* BEGIN *

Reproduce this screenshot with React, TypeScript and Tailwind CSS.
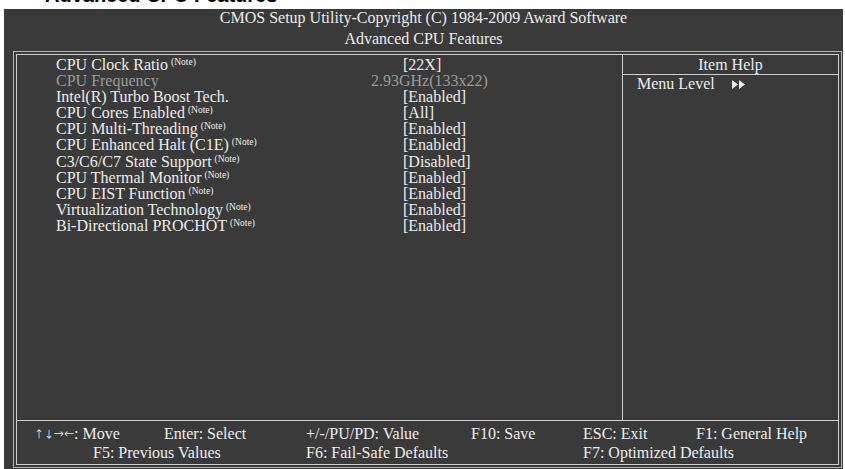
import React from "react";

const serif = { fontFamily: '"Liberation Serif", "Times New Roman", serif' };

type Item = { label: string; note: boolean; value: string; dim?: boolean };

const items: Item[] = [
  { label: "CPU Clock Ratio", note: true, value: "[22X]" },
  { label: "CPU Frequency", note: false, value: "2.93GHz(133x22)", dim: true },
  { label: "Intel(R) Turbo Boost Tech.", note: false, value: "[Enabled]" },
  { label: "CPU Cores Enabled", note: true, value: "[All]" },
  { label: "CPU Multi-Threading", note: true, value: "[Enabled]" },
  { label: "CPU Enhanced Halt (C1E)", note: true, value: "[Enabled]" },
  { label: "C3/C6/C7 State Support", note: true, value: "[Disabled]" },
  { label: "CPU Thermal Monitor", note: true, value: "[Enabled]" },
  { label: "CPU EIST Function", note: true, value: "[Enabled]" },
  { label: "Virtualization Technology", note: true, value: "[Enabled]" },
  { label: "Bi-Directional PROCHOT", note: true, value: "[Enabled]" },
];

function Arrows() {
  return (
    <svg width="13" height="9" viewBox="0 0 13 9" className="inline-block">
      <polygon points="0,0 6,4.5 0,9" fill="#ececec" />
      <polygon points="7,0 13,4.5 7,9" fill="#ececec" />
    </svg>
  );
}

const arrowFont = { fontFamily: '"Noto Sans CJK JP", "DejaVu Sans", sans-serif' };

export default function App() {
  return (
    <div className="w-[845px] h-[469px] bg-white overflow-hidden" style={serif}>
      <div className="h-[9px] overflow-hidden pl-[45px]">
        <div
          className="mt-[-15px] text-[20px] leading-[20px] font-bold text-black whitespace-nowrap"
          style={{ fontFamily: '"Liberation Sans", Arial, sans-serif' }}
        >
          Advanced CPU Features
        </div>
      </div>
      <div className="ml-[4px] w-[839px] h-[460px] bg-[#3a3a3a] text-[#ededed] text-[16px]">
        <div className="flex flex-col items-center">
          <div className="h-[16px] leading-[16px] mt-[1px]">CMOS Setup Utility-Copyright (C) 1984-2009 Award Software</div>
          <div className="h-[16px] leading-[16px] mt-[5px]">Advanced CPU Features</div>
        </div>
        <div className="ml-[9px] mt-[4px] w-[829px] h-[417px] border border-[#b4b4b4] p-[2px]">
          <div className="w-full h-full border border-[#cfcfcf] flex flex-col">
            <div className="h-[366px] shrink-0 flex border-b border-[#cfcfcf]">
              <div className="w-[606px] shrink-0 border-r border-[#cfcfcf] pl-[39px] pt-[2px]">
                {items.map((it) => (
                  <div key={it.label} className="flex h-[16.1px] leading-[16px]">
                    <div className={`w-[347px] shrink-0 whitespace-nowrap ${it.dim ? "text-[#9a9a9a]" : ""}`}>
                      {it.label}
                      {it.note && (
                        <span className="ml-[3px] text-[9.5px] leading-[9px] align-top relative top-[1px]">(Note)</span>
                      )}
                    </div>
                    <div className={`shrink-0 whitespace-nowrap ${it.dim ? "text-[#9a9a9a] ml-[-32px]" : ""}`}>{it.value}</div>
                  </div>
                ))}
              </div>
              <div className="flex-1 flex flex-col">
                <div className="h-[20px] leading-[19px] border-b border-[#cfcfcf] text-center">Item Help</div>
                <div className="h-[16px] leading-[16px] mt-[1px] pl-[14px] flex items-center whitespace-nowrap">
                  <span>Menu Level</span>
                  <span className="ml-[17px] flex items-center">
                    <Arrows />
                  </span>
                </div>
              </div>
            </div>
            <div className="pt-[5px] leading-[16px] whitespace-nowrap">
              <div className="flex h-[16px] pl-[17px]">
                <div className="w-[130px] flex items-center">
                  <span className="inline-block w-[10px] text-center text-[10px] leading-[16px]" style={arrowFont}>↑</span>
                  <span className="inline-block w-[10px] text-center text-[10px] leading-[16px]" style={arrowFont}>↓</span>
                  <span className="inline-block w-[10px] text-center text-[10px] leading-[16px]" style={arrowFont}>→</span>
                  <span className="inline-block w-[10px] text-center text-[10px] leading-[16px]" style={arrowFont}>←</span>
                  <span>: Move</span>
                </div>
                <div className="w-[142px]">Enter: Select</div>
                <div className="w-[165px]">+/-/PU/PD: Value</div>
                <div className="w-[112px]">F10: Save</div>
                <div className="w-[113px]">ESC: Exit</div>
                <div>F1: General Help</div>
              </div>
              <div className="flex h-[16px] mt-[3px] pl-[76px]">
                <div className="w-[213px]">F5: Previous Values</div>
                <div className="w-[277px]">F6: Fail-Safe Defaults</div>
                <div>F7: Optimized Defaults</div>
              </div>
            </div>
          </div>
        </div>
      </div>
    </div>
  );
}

* END *

Directions
Pictures are excluded: retype only the lines from the beginning of the listing above through the line with "string; note: boolean;", both included.

Correct response
Reproduce this screenshot with React, TypeScript and Tailwind CSS.
import React from "react";

const serif = { fontFamily: '"Liberation Serif", "Times New Roman", serif' };

type Item = { label: string; note: boolean; value: string; dim?: boolean };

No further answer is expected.